Thursday, August 8, 2019

He built a career asking questions

The late Mike Wallace -- once a TV actor and genial pitchman -- evolved into a hard-nosed TV reporter with an unrelenting style of interviewing. Wallace made his bones on Nightbeat, an interview program of the 1950s. On small black-and-white screens, Wallace and his guests were bathed in cigarette smoke and controversy. In Mike Wallace is Here, director Avi Belkin reviews Wallace's career with archival footage that works like a highlight reel of a TV newsman's work. Belkin opens with a Wallace interview with Bill O'Reilly, himself no stranger to antagonism.
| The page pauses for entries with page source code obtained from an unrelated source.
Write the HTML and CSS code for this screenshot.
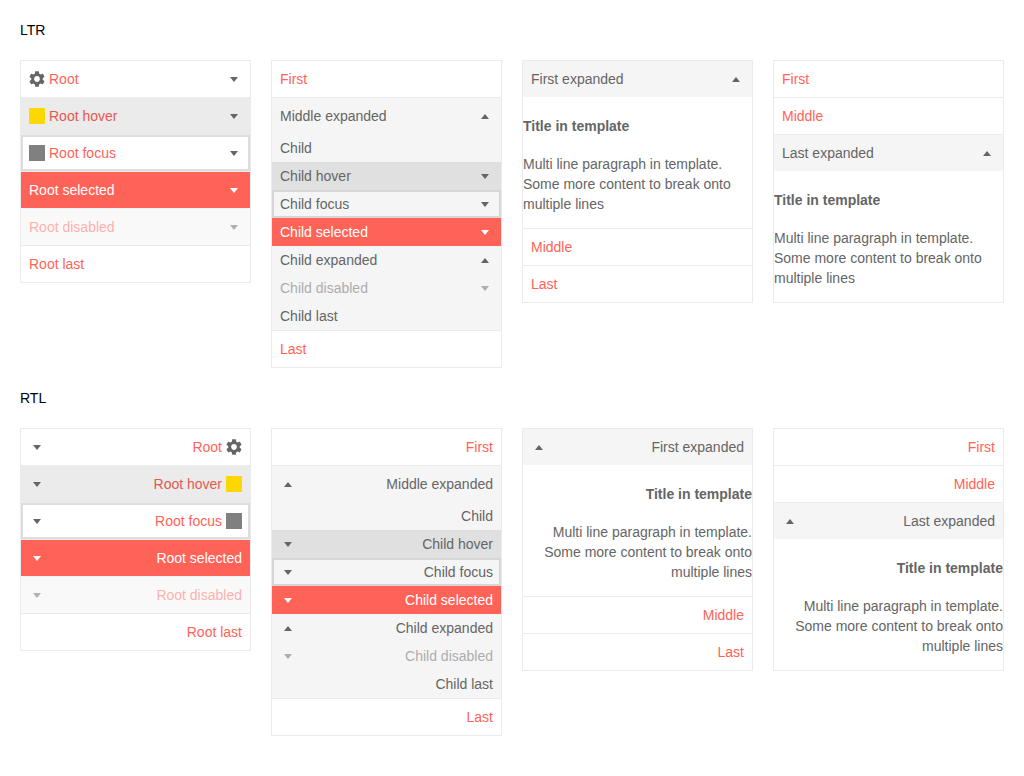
FILE: index.html
```html
<!DOCTYPE html>
<html>
<head>
    <title>PanelBar</title>
    <link rel="stylesheet" href="styles.css">
</head>
<body>
<svg class="defs" width="0" height="0">
    <symbol id="gear" viewBox="2 2 20 20">
        <path d="M19.14 12.94c.04-.3.06-.61.06-.94 0-.32-.02-.64-.07-.94l2.03-1.58c.18-.14.23-.41.12-.61l-1.92-3.32c-.12-.22-.37-.29-.59-.22l-2.39.96c-.5-.38-1.03-.7-1.62-.94l-.36-2.54c-.04-.24-.24-.41-.48-.41h-3.84c-.24 0-.43.17-.47.41l-.36 2.54c-.59.24-1.13.57-1.62.94l-2.39-.96c-.22-.08-.47 0-.59.22L2.74 8.87c-.12.21-.08.47.12.61l2.03 1.58c-.05.3-.09.63-.09.94s.02.64.07.94l-2.03 1.58c-.18.14-.23.41-.12.61l1.92 3.32c.12.22.37.29.59.22l2.39-.96c.5.38 1.03.7 1.62.94l.36 2.54c.05.24.24.41.48.41h3.84c.24 0 .44-.17.47-.41l.36-2.54c.59-.24 1.13-.56 1.62-.94l2.39.96c.22.08.47 0 .59-.22l1.92-3.32c.12-.22.07-.47-.12-.61l-2.01-1.58zM12 15.6c-1.98 0-3.6-1.62-3.6-3.6s1.62-3.6 3.6-3.6 3.6 1.62 3.6 3.6-1.62 3.6-3.6 3.6z"/>
    </symbol>
</svg>

<section class="demo">
    <h5 class="demo-title">LTR</h5>
    <div class="panels">
        <ul class="panelbar">
            <li class="item"><div class="link"><svg class="gear"><use href="#gear"/></svg>Root<span class="arrow down"></span></div></li>
            <li class="item"><div class="link hover"><span class="swatch yellow"></span>Root hover<span class="arrow down"></span></div></li>
            <li class="item"><div class="link focus"><span class="swatch gray"></span>Root focus<span class="arrow down"></span></div></li>
            <li class="item"><div class="link selected">Root selected<span class="arrow down"></span></div></li>
            <li class="item disabled"><div class="link">Root disabled<span class="arrow down"></span></div></li>
            <li class="item"><div class="link">Root last</div></li>
        </ul>

        <ul class="panelbar">
            <li class="item"><div class="link">First</div></li>
            <li class="item">
                <div class="link expanded">Middle expanded<span class="arrow up"></span></div>
                <ul class="group">
                    <li><div class="child">Child</div></li>
                    <li><div class="child hover">Child hover<span class="arrow down"></span></div></li>
                    <li><div class="child focus">Child focus<span class="arrow down"></span></div></li>
                    <li><div class="child selected">Child selected<span class="arrow down"></span></div></li>
                    <li><div class="child">Child expanded<span class="arrow up"></span></div></li>
                    <li class="disabled"><div class="child">Child disabled<span class="arrow down"></span></div></li>
                    <li><div class="child">Child last</div></li>
                </ul>
            </li>
            <li class="item"><div class="link">Last</div></li>
        </ul>

        <ul class="panelbar">
            <li class="item">
                <div class="link expanded">First expanded<span class="arrow up"></span></div>
                <div class="content">
                    <h4>Title in template</h4>
                    <p>Multi line paragraph in template. Some more content to break onto multiple lines</p>
                </div>
            </li>
            <li class="item"><div class="link">Middle</div></li>
            <li class="item"><div class="link">Last</div></li>
        </ul>

        <ul class="panelbar">
            <li class="item"><div class="link">First</div></li>
            <li class="item"><div class="link">Middle</div></li>
            <li class="item">
                <div class="link expanded">Last expanded<span class="arrow up"></span></div>
                <div class="content">
                    <h4>Title in template</h4>
                    <p>Multi line paragraph in template. Some more content to break onto multiple lines</p>
                </div>
            </li>
        </ul>
    </div>
</section>

<section class="demo">
    <h5 class="demo-title">RTL</h5>
    <div class="panels">
        <ul class="panelbar" dir="rtl">
            <li class="item"><div class="link"><svg class="gear"><use href="#gear"/></svg>Root<span class="arrow down"></span></div></li>
            <li class="item"><div class="link hover"><span class="swatch yellow"></span>Root hover<span class="arrow down"></span></div></li>
            <li class="item"><div class="link focus"><span class="swatch gray"></span>Root focus<span class="arrow down"></span></div></li>
            <li class="item"><div class="link selected">Root selected<span class="arrow down"></span></div></li>
            <li class="item disabled"><div class="link">Root disabled<span class="arrow down"></span></div></li>
            <li class="item"><div class="link">Root last</div></li>
        </ul>

        <ul class="panelbar" dir="rtl">
            <li class="item"><div class="link">First</div></li>
            <li class="item">
                <div class="link expanded">Middle expanded<span class="arrow up"></span></div>
                <ul class="group">
                    <li><div class="child">Child</div></li>
                    <li><div class="child hover">Child hover<span class="arrow down"></span></div></li>
                    <li><div class="child focus">Child focus<span class="arrow down"></span></div></li>
                    <li><div class="child selected">Child selected<span class="arrow down"></span></div></li>
                    <li><div class="child">Child expanded<span class="arrow up"></span></div></li>
                    <li class="disabled"><div class="child">Child disabled<span class="arrow down"></span></div></li>
                    <li><div class="child">Child last</div></li>
                </ul>
            </li>
            <li class="item"><div class="link">Last</div></li>
        </ul>

        <ul class="panelbar" dir="rtl">
            <li class="item">
                <div class="link expanded">First expanded<span class="arrow up"></span></div>
                <div class="content">
                    <h4>Title in template</h4>
                    <p>Multi line paragraph in template. Some more content to break onto multiple lines</p>
                </div>
            </li>
            <li class="item"><div class="link">Middle</div></li>
            <li class="item"><div class="link">Last</div></li>
        </ul>

        <ul class="panelbar" dir="rtl">
            <li class="item"><div class="link">First</div></li>
            <li class="item"><div class="link">Middle</div></li>
            <li class="item">
                <div class="link expanded">Last expanded<span class="arrow up"></span></div>
                <div class="content">
                    <h4>Title in template</h4>
                    <p>Multi line paragraph in template. Some more content to break onto multiple lines</p>
                </div>
            </li>
        </ul>
    </div>
</section>
</body>
</html>
```

FILE: styles.css
```css
body {
    margin: 0;
    padding: 20px;
    background-color: #fff;
    font-family: "Liberation Sans", Arial, sans-serif;
    font-size: 14px;
    line-height: 20px;
    color: #656565;
}

.defs {
    position: absolute;
}

.demo {
    margin-bottom: 20px;
}

.demo-title {
    margin: 0 0 20px;
    font-size: 14px;
    font-weight: normal;
    color: #000;
}

.panels {
    display: grid;
    grid-template-columns: repeat(4, 1fr);
    gap: 20px;
    align-items: start;
}

.panelbar {
    margin: 0;
    padding: 0;
    list-style: none;
    border: 1px solid #ebebeb;
    background-color: #fff;
}

.item + .item {
    border-top: 1px solid #ebebeb;
}

.link,
.child {
    display: flex;
    align-items: center;
    padding: 8px;
    color: #ff6358;
}

.link.expanded {
    background-color: #f5f5f5;
    color: #656565;
}

.link.hover {
    background-color: #ebebeb;
    color: #e5584f;
}

.link.focus {
    box-shadow: inset 0 0 0 2px #dedede;
}

.link.selected,
.child.selected {
    background-color: #ff6358;
    color: #fff;
}

.group {
    margin: 0;
    padding: 0;
    list-style: none;
    background-color: #f5f5f5;
}

.child {
    padding: 4px 8px;
    color: #656565;
}

.child.hover {
    background-color: #e0e0e0;
}

.child.focus {
    box-shadow: inset 0 0 0 2px #d6d6d6;
}

.disabled {
    opacity: 0.5;
}

.item.disabled {
    background-color: #f5f5f5;
}

.gear,
.swatch {
    flex: none;
    width: 16px;
    height: 16px;
    margin-inline-end: 4px;
}

.gear {
    fill: #656565;
}

.swatch.yellow {
    background-color: gold;
}

.swatch.gray {
    background-color: gray;
}

.arrow {
    display: flex;
    align-items: center;
    justify-content: center;
    flex: none;
    width: 16px;
    height: 16px;
    margin-inline-start: auto;
}

.arrow::before {
    content: "";
    border-left: 4px solid transparent;
    border-right: 4px solid transparent;
}

.arrow.down::before {
    border-top: 5px solid currentColor;
}

.arrow.up::before {
    border-bottom: 5px solid currentColor;
}

.link .arrow,
.child .arrow {
    color: #656565;
}

.link.selected .arrow,
.child.selected .arrow {
    color: #fff;
}

.content {
    overflow: hidden;
}

.content h4 {
    margin: 18.62px 0;
    font-size: 14px;
}

.content p {
    margin: 14px 0;
}
```
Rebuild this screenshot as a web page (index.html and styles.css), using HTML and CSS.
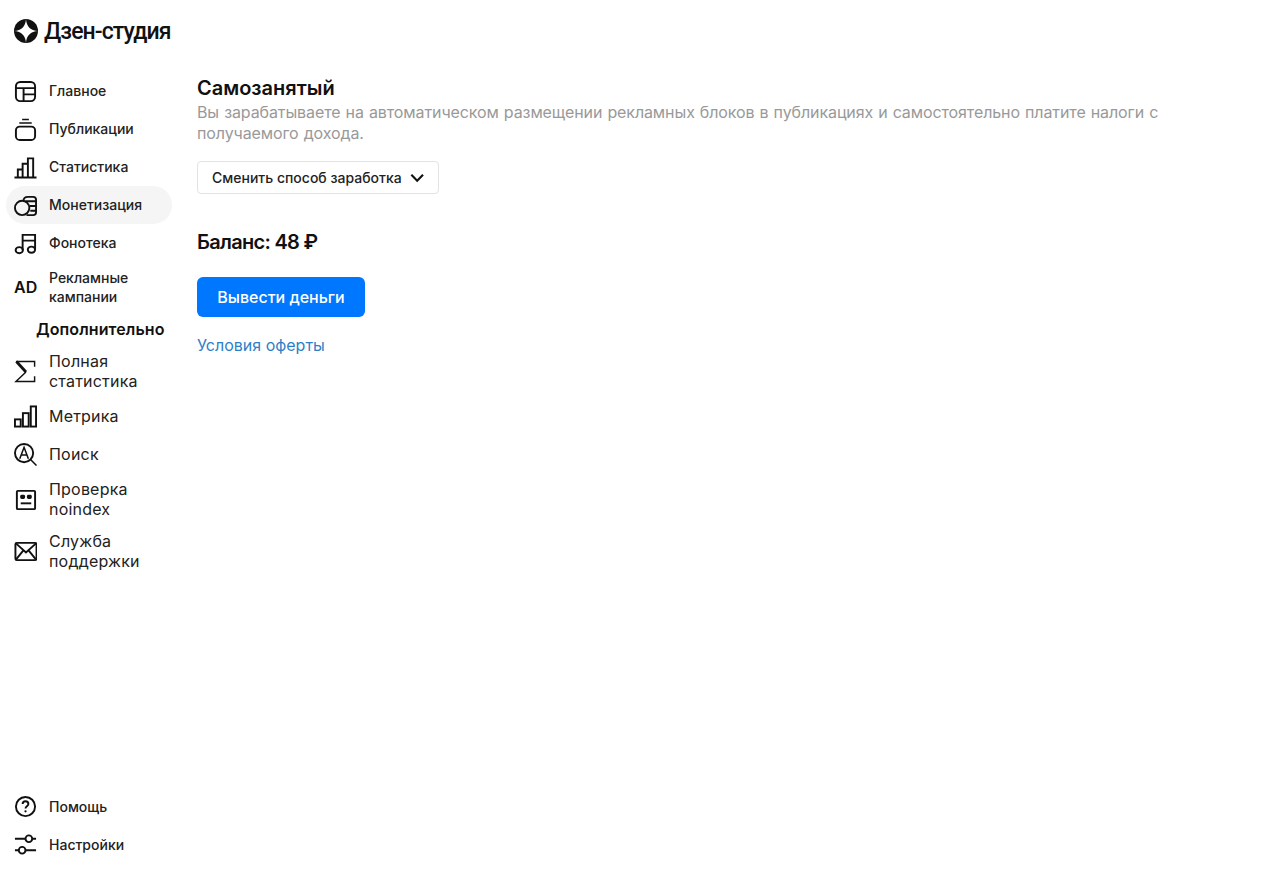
FILE: index.html
```html
<!DOCTYPE html>
<html lang="ru">
<head>
<meta charset="utf-8">
<title>Дзен-студия</title>
<link rel="stylesheet" href="styles.css">
</head>
<body>
<div class="app">
  <aside class="sidebar">
    <div class="logo">
      <svg class="logo-mark" width="24" height="24" viewBox="0 0 24 24"><circle cx="12" cy="12" r="12" fill="#111"/><path d="M12 0c.5 7.500 4.500 11.500 12 12-7.500.5-11.500 4.500-12 12-.5-7.500-4.500-11.500-12-12 7.500-.5 11.500-4.500 12-12z" fill="#fff"/></svg>
      <span class="logo-text">Дзен-студия</span>
    </div>
    <nav class="nav">
      <a class="item"><svg class="ico" viewBox="0 0 24 24"><rect x="2" y="2" width="20" height="20" rx="4.500"/><path d="M2 8.500h20M10 8.500V22M10 15h12"/></svg><span class="lift">Главное</span></a>
      <a class="item"><svg class="ico" viewBox="0 0 24 24"><rect x="2" y="9" width="20" height="14" rx="4"/><path class="fine" d="M5.500 5.200h13M8.500 1.500h7"/></svg><span class="lift">Публикации</span></a>
      <a class="item"><svg class="ico" viewBox="0 0 24 24"><path d="M0.500 22.500h23M4 22v-8h5v8M9 22V8h5.500v14M14.500 22V2.500h5.500V22"/></svg><span class="lift">Статистика</span></a>
      <a class="item active"><svg class="ico" viewBox="0 0 24 24"><path d="M10 7c0-2.500 2-4 4.500-4H20a3 3 0 0 1 3 3v13a3 3 0 0 1-3 3h-7M12 7.500h11M16.500 12.500H23M17 17.500h6"/><circle cx="8.500" cy="14.500" r="7.500"/></svg><span class="lift">Монетизация</span></a>
      <a class="item"><svg class="ico" viewBox="0 0 24 24"><path d="M9 19V3h13v15M9 9h13"/><ellipse cx="5.500" cy="19" rx="3.800" ry="3.200"/><ellipse cx="18.200" cy="18.500" rx="3.800" ry="3.200"/></svg><span class="lift">Фонотека</span></a>
      <a class="item tall"><span class="ad">AD</span><span>Рекламные кампании</span></a>
      <div class="section-title">Дополнительно</div>
      <a class="item big two"><svg class="ico sigma" viewBox="0 0 24 24"><path class="sigma-thick" d="M2.500 1.500l10 11"/><path d="M2 1.500h19.500V7M21.500 17v5.500H2l10.500-10"/></svg><span>Полная статистика</span></a>
      <a class="item big"><svg class="ico" viewBox="0 0 24 24"><rect x="1" y="15" width="6" height="7.500"/><rect x="9.300" y="8.500" width="6" height="14"/><rect x="17.500" y="1.500" width="5.500" height="21"/></svg><span>Метрика</span></a>
      <a class="item big"><svg class="ico" viewBox="0 0 24 24"><circle cx="10.500" cy="10.500" r="9.500"/><path class="fine" d="M17.500 17.500l6 6M6 16.500l4.500-12 4.500 12M7.500 12.500h6"/></svg><span>Поиск</span></a>
      <a class="item big two"><svg class="ico" viewBox="0 0 24 24"><rect x="3" y="3" width="19" height="19" rx="1"/><path d="M7 16h11"/><rect class="solid" x="6.500" y="7" width="5" height="4.500" rx="1.500"/><rect class="solid" x="13.500" y="7" width="5" height="4.500" rx="1.500"/></svg><span>Проверка noindex</span></a>
      <a class="item big two"><svg class="ico" viewBox="0 0 24 24"><rect x="1.500" y="3" width="22" height="18" rx="1.500"/><path d="M2 3.500L12.500 13 23 3.500M2 20.500l8-10M23 20.500l-8-10"/></svg><span>Служба поддержки</span></a>
    </nav>
    <nav class="nav foot">
      <a class="item"><svg class="ico" viewBox="0 0 24 24"><circle cx="12" cy="12" r="10"/><path d="M9 9.500c0-2 1.300-3 3-3s3 1 3 2.800c0 2.400-3 2.500-3 4.700"/><circle class="solid" cx="12" cy="17" r="1.200"/></svg><span>Помощь</span></a>
      <a class="item"><svg class="ico" viewBox="0 0 24 24"><path d="M1 6h11M19 6h4M1 18h4M12 18h11"/><circle cx="15.500" cy="6" r="3.500"/><circle cx="8.500" cy="18" r="3.500"/></svg><span>Настройки</span></a>
    </nav>
  </aside>
  <main class="main">
    <h1 class="title">Самозанятый</h1>
    <p class="desc">Вы зарабатываете на автоматическом размещении рекламных блоков в публикациях и самостоятельно платите налоги с получаемого дохода.</p>
    <button class="select">Сменить способ заработка<svg width="16" height="10" viewBox="0 0 16 10"><path d="M1.500 1.500L8 8l6.500-6.500" fill="none" stroke="#111" stroke-width="2.400"/></svg></button>
    <div class="balance">Баланс: 48 ₽</div>
    <button class="primary">Вывести деньги</button>
    <a class="link">Условия оферты</a>
  </main>
</div>
</body>
</html>
```
FILE: styles.css
```css
* { box-sizing: border-box; }
html, body { margin: 0; height: 100%; background: #fff; }
body { font-family: "Inter", "Liberation Sans", sans-serif; color: #111; }
.app { display: flex; height: 887px; overflow: hidden; }
.sidebar { width: 197px; flex: none; display: flex; flex-direction: column; padding: 0 25px 24px 6px; }
.logo { display: flex; align-items: center; gap: 6px; height: 62px; padding-left: 8px; }
.logo-mark { flex: none; }
.logo-text { font-family: "Roboto", sans-serif; font-size: 23px; font-weight: 500; letter-spacing: -0.9px; white-space: nowrap; }
.nav { display: flex; flex-direction: column; margin-top: 10px; }
.foot { margin-top: auto; }
.item { display: flex; align-items: center; gap: 12px; height: 38px; padding-left: 8px; border-radius: 19px; font-size: 14px; font-weight: 500; line-height: 19px; color: #222; }
.item.active { background: #f5f5f5; }
.item.tall { height: 50px; }
.item.big { font-size: 16px; font-weight: 400; line-height: 20px; letter-spacing: 0.2px; }
.item.two { height: 52px; }
.lift { padding-bottom: 2px; }
.ico { width: 23px; height: 23px; flex: none; fill: none; stroke: #111; stroke-width: 2; }
.ico .solid { fill: #111; stroke: none; }
.ico .fine { stroke-width: 1.600; }
.sigma { stroke-width: 1.500; }
.ico .sigma-thick { stroke-width: 3; }
.ad { width: 23px; flex: none; font-size: 16px; font-weight: 600; color: #111; }
.section-title { font-size: 16px; font-weight: 600; letter-spacing: 0.1px; padding-left: 30px; padding-top: 1px; height: 33px; line-height: 33px; white-space: nowrap; }
.main { flex: 1; padding-top: 75px; }
.title { margin: 0 0 1px; font-size: 20px; font-weight: 600; line-height: 26px; }
.desc { margin: 0; width: 980px; font-size: 16px; line-height: 21px; color: #999; letter-spacing: -0.1px; word-spacing: 0.7px; }
.select { display: flex; align-items: center; gap: 8px; margin-top: 17px; height: 33px; width: 242px; padding: 0 14px; background: #fff; border: 1px solid #e3e3e3; border-radius: 4px; font: 500 14px "Inter", sans-serif; color: #222; white-space: nowrap; }
.balance { margin-top: 34px; font-size: 20px; font-weight: 600; letter-spacing: -0.7px; line-height: 28px; }
.primary { display: block; margin-top: 21px; width: 168px; height: 40px; border: 0; border-radius: 6px; background: #0077ff; color: #fff; font: 500 16px "Inter", sans-serif; }
.link { display: block; margin-top: 18px; font-size: 16px; line-height: 20px; color: #2f7fc8; }
```
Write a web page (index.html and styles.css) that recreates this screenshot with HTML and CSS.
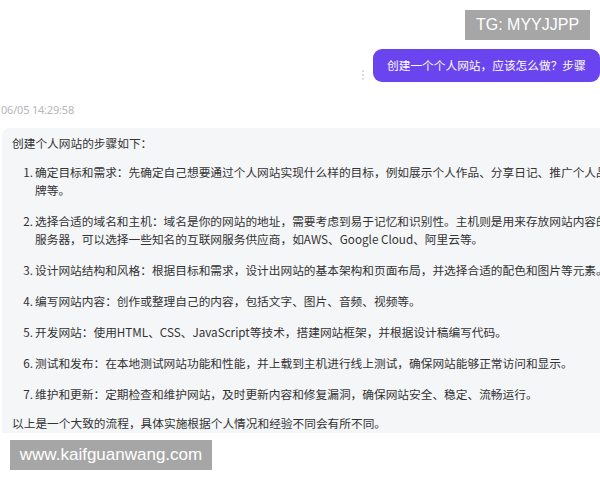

O'Reilly declares himself to be the spawn of Wallace's take-no-prisoners style. But unlike the contentious O'Reilly, Wallace's questions weren’t connected to a political point of view. His career brought him into contact with so many bold-faced names, it's difficult to keep track: from Barbra Streisand to Vladimir Putin to Ayatollah Khomeini. Belkin also touches on Wallace's personal life: notably his marriages, the loss of a son and a battle with depression. Wallace’s restless competitiveness helped give rise to 60 Minutes, a show on which he was an original participant and mainstay. It was the crowning achievement of a life that kept him working well into his 80s. Belkin also covers some of Wallace's professional struggles: a suit brought by General William Westmoreland over Vietnam coverage and CBS's refusal to air a Wallace interview with a tobacco whistleblower. I was never a particular fan of Wallace or of his style of journalism, but there's no dismissing the fact that he was an influential force on TV and perhaps in helping to form the public's idea of how journalists supposedly behave. To his credit, Wallace didn't flinch from trying to lift as many lids as he could. The mere mention of his name was supposed to strike fear into the hearts of people who had something to hide. The man knew his way around a story, and he sometimes raised, even if inadvertently, questions about a journalistic line that’s still not entirely drawn: the one that defines the difference between the personal and the public. Wallace died in 2012 at the age of 93.